#### EXERCISE AIM:
Word for word, give the material below again, minus any images.

------------------------------------------------

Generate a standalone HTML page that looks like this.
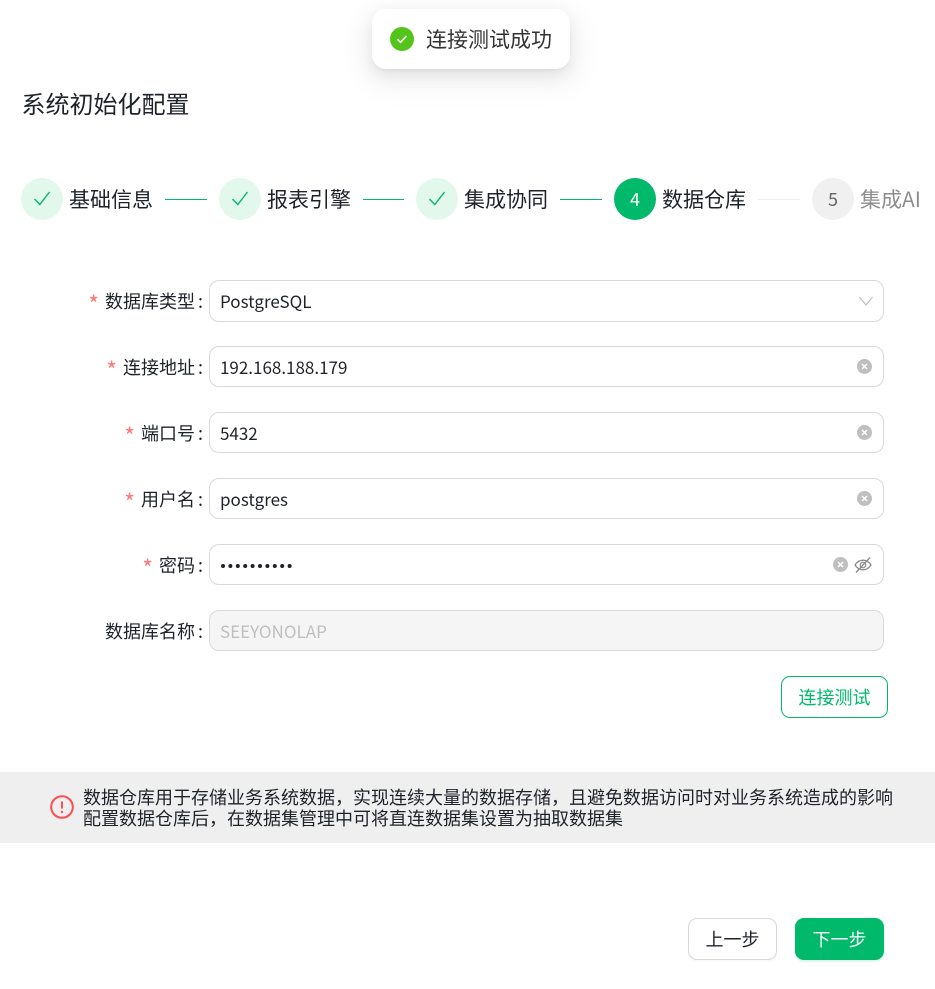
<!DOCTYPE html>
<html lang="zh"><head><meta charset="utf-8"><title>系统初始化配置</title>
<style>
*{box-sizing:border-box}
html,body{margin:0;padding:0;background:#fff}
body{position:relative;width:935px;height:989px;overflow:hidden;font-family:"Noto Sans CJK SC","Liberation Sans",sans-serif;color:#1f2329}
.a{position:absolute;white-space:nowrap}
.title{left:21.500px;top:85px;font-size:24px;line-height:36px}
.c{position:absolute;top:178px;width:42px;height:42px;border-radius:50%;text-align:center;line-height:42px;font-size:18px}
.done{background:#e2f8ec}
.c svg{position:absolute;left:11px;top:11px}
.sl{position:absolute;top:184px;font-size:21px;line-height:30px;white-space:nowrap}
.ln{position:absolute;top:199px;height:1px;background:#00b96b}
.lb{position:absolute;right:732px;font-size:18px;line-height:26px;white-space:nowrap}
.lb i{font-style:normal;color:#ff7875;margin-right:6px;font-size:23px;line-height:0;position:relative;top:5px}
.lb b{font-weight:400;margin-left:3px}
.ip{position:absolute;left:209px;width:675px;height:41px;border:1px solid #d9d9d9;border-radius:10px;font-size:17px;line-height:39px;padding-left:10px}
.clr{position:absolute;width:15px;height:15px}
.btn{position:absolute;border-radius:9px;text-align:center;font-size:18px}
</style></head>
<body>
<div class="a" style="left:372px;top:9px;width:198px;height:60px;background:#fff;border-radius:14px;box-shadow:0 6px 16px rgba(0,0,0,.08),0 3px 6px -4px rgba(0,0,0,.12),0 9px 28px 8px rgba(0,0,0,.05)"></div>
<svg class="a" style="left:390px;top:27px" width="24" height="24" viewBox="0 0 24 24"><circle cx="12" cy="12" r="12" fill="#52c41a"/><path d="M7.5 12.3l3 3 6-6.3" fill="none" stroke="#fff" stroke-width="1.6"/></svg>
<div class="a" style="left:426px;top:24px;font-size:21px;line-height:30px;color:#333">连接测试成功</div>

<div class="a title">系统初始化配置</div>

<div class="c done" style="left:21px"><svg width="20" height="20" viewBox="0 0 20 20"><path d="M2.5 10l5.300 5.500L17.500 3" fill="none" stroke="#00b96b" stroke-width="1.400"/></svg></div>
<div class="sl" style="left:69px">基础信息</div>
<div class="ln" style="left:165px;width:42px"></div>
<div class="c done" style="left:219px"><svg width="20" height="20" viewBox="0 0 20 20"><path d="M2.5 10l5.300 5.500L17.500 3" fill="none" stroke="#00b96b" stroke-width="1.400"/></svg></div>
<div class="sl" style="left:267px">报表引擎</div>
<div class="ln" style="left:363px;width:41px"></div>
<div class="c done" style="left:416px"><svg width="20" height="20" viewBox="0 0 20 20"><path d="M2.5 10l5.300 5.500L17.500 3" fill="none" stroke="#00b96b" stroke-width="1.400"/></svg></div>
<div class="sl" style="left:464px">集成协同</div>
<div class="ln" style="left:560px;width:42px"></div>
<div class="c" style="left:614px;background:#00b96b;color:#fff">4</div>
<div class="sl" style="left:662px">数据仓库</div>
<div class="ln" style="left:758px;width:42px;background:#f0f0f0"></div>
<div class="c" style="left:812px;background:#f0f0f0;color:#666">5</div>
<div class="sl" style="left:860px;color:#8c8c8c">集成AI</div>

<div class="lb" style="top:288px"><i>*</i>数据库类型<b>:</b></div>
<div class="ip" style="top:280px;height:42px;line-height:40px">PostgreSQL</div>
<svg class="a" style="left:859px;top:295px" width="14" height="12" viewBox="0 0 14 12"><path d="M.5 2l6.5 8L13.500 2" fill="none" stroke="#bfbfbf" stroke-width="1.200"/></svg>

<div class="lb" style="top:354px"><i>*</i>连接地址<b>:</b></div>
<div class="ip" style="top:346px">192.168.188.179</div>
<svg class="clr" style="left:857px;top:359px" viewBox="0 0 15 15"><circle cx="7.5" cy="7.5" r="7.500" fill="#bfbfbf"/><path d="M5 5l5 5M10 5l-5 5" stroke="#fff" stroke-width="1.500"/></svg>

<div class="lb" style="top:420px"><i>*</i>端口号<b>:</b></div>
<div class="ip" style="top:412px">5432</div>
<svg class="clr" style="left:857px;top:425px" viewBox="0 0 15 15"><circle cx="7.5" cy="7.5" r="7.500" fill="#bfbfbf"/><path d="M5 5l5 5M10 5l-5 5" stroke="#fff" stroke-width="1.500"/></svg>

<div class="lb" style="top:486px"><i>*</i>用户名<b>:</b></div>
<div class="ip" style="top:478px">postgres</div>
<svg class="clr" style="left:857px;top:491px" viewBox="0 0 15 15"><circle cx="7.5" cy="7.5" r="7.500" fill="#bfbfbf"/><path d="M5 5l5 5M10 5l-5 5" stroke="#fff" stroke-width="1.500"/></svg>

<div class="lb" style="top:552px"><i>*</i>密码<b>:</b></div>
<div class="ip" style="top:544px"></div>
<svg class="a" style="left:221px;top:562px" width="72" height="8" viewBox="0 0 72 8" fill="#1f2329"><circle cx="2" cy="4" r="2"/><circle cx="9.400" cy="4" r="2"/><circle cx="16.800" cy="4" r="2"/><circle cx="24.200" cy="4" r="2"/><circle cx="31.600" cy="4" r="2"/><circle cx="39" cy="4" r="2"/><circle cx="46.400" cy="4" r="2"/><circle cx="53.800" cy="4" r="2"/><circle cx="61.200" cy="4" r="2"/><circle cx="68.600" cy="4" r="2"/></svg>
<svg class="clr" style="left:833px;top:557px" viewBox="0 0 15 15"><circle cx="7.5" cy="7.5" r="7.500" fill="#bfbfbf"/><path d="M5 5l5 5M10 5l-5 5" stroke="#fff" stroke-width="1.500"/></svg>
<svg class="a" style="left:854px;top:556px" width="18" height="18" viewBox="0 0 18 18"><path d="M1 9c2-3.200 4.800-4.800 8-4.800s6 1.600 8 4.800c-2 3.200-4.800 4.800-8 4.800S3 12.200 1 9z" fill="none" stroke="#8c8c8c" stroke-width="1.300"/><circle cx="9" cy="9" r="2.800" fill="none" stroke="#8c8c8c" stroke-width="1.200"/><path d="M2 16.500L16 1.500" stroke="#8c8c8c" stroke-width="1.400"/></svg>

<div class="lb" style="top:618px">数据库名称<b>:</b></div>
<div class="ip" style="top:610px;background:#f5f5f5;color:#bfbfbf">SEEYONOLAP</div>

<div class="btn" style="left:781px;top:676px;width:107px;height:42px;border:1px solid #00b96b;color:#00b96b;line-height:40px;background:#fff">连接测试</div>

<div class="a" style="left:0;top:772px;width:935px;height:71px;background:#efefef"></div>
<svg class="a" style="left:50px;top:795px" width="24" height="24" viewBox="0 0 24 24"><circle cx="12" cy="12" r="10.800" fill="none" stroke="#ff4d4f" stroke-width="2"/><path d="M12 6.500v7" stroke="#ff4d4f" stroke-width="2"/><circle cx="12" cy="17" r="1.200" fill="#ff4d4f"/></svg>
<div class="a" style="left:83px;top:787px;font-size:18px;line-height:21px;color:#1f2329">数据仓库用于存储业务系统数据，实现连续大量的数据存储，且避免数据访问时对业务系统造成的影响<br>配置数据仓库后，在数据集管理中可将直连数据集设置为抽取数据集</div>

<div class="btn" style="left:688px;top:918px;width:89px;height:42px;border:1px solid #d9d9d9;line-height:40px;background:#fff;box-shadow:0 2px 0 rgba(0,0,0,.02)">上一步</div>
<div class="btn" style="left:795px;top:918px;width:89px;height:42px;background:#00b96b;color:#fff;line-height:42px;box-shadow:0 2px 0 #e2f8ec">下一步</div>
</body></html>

------------------------------------------------

#### EXERCISE RESULT:
Generate a standalone HTML page that looks like this.
<!DOCTYPE html>
<html lang="zh"><head><meta charset="utf-8"><title>系统初始化配置</title>
<style>
*{box-sizing:border-box}
html,body{margin:0;padding:0;background:#fff}
body{position:relative;width:935px;height:989px;overflow:hidden;font-family:"Noto Sans CJK SC","Liberation Sans",sans-serif;color:#1f2329}
.a{position:absolute;white-space:nowrap}
.title{left:21.500px;top:85px;font-size:24px;line-height:36px}
.c{position:absolute;top:178px;width:42px;height:42px;border-radius:50%;text-align:center;line-height:42px;font-size:18px}
.done{background:#e2f8ec}
.c svg{position:absolute;left:11px;top:11px}
.sl{position:absolute;top:184px;font-size:21px;line-height:30px;white-space:nowrap}
.ln{position:absolute;top:199px;height:1px;background:#00b96b}
.lb{position:absolute;right:732px;font-size:18px;line-height:26px;white-space:nowrap}
.lb i{font-style:normal;color:#ff7875;margin-right:6px;font-size:23px;line-height:0;position:relative;top:5px}
.lb b{font-weight:400;margin-left:3px}
.ip{position:absolute;left:209px;width:675px;height:41px;border:1px solid #d9d9d9;border-radius:10px;font-size:17px;line-height:39px;padding-left:10px}
.clr{position:absolute;width:15px;height:15px}
.btn{position:absolute;border-radius:9px;text-align:center;font-size:18px}
</style></head>
<body>
<div class="a" style="left:372px;top:9px;width:198px;height:60px;background:#fff;border-radius:14px;box-shadow:0 6px 16px rgba(0,0,0,.08),0 3px 6px -4px rgba(0,0,0,.12),0 9px 28px 8px rgba(0,0,0,.05)"></div>
<svg class="a" style="left:390px;top:27px" width="24" height="24" viewBox="0 0 24 24"><circle cx="12" cy="12" r="12" fill="#52c41a"/><path d="M7.5 12.3l3 3 6-6.3" fill="none" stroke="#fff" stroke-width="1.6"/></svg>
<div class="a" style="left:426px;top:24px;font-size:21px;line-height:30px;color:#333">连接测试成功</div>

<div class="a title">系统初始化配置</div>

<div class="c done" style="left:21px"><svg width="20" height="20" viewBox="0 0 20 20"><path d="M2.5 10l5.300 5.500L17.500 3" fill="none" stroke="#00b96b" stroke-width="1.400"/></svg></div>
<div class="sl" style="left:69px">基础信息</div>
<div class="ln" style="left:165px;width:42px"></div>
<div class="c done" style="left:219px"><svg width="20" height="20" viewBox="0 0 20 20"><path d="M2.5 10l5.300 5.500L17.500 3" fill="none" stroke="#00b96b" stroke-width="1.400"/></svg></div>
<div class="sl" style="left:267px">报表引擎</div>
<div class="ln" style="left:363px;width:41px"></div>
<div class="c done" style="left:416px"><svg width="20" height="20" viewBox="0 0 20 20"><path d="M2.5 10l5.300 5.500L17.500 3" fill="none" stroke="#00b96b" stroke-width="1.400"/></svg></div>
<div class="sl" style="left:464px">集成协同</div>
<div class="ln" style="left:560px;width:42px"></div>
<div class="c" style="left:614px;background:#00b96b;color:#fff">4</div>
<div class="sl" style="left:662px">数据仓库</div>
<div class="ln" style="left:758px;width:42px;background:#f0f0f0"></div>
<div class="c" style="left:812px;background:#f0f0f0;color:#666">5</div>
<div class="sl" style="left:860px;color:#8c8c8c">集成AI</div>

<div class="lb" style="top:288px"><i>*</i>数据库类型<b>:</b></div>
<div class="ip" style="top:280px;height:42px;line-height:40px">PostgreSQL</div>
<svg class="a" style="left:859px;top:295px" width="14" height="12" viewBox="0 0 14 12"><path d="M.5 2l6.5 8L13.500 2" fill="none" stroke="#bfbfbf" stroke-width="1.200"/></svg>

<div class="lb" style="top:354px"><i>*</i>连接地址<b>:</b></div>
<div class="ip" style="top:346px">192.168.188.179</div>
<svg class="clr" style="left:857px;top:359px" viewBox="0 0 15 15"><circle cx="7.5" cy="7.5" r="7.500" fill="#bfbfbf"/><path d="M5 5l5 5M10 5l-5 5" stroke="#fff" stroke-width="1.500"/></svg>

<div class="lb" style="top:420px"><i>*</i>端口号<b>:</b></div>
<div class="ip" style="top:412px">5432</div>
<svg class="clr" style="left:857px;top:425px" viewBox="0 0 15 15"><circle cx="7.5" cy="7.5" r="7.500" fill="#bfbfbf"/><path d="M5 5l5 5M10 5l-5 5" stroke="#fff" stroke-width="1.500"/></svg>

<div class="lb" style="top:486px"><i>*</i>用户名<b>:</b></div>
<div class="ip" style="top:478px">postgres</div>
<svg class="clr" style="left:857px;top:491px" viewBox="0 0 15 15"><circle cx="7.5" cy="7.5" r="7.500" fill="#bfbfbf"/><path d="M5 5l5 5M10 5l-5 5" stroke="#fff" stroke-width="1.500"/></svg>

<div class="lb" style="top:552px"><i>*</i>密码<b>:</b></div>
<div class="ip" style="top:544px"></div>
<svg class="a" style="left:221px;top:562px" width="72" height="8" viewBox="0 0 72 8" fill="#1f2329"><circle cx="2" cy="4" r="2"/><circle cx="9.400" cy="4" r="2"/><circle cx="16.800" cy="4" r="2"/><circle cx="24.200" cy="4" r="2"/><circle cx="31.600" cy="4" r="2"/><circle cx="39" cy="4" r="2"/><circle cx="46.400" cy="4" r="2"/><circle cx="53.800" cy="4" r="2"/><circle cx="61.200" cy="4" r="2"/><circle cx="68.600" cy="4" r="2"/></svg>
<svg class="clr" style="left:833px;top:557px" viewBox="0 0 15 15"><circle cx="7.5" cy="7.5" r="7.500" fill="#bfbfbf"/><path d="M5 5l5 5M10 5l-5 5" stroke="#fff" stroke-width="1.500"/></svg>
<svg class="a" style="left:854px;top:556px" width="18" height="18" viewBox="0 0 18 18"><path d="M1 9c2-3.200 4.800-4.800 8-4.800s6 1.600 8 4.800c-2 3.200-4.800 4.800-8 4.800S3 12.200 1 9z" fill="none" stroke="#8c8c8c" stroke-width="1.300"/><circle cx="9" cy="9" r="2.800" fill="none" stroke="#8c8c8c" stroke-width="1.200"/><path d="M2 16.500L16 1.500" stroke="#8c8c8c" stroke-width="1.400"/></svg>

<div class="lb" style="top:618px">数据库名称<b>:</b></div>
<div class="ip" style="top:610px;background:#f5f5f5;color:#bfbfbf">SEEYONOLAP</div>

<div class="btn" style="left:781px;top:676px;width:107px;height:42px;border:1px solid #00b96b;color:#00b96b;line-height:40px;background:#fff">连接测试</div>

<div class="a" style="left:0;top:772px;width:935px;height:71px;background:#efefef"></div>
<svg class="a" style="left:50px;top:795px" width="24" height="24" viewBox="0 0 24 24"><circle cx="12" cy="12" r="10.800" fill="none" stroke="#ff4d4f" stroke-width="2"/><path d="M12 6.500v7" stroke="#ff4d4f" stroke-width="2"/><circle cx="12" cy="17" r="1.200" fill="#ff4d4f"/></svg>
<div class="a" style="left:83px;top:787px;font-size:18px;line-height:21px;color:#1f2329">数据仓库用于存储业务系统数据，实现连续大量的数据存储，且避免数据访问时对业务系统造成的影响<br>配置数据仓库后，在数据集管理中可将直连数据集设置为抽取数据集</div>

<div class="btn" style="left:688px;top:918px;width:89px;height:42px;border:1px solid #d9d9d9;line-height:40px;background:#fff;box-shadow:0 2px 0 rgba(0,0,0,.02)">上一步</div>
<div class="btn" style="left:795px;top:918px;width:89px;height:42px;background:#00b96b;color:#fff;line-height:42px;box-shadow:0 2px 0 #e2f8ec">下一步</div>
</body></html>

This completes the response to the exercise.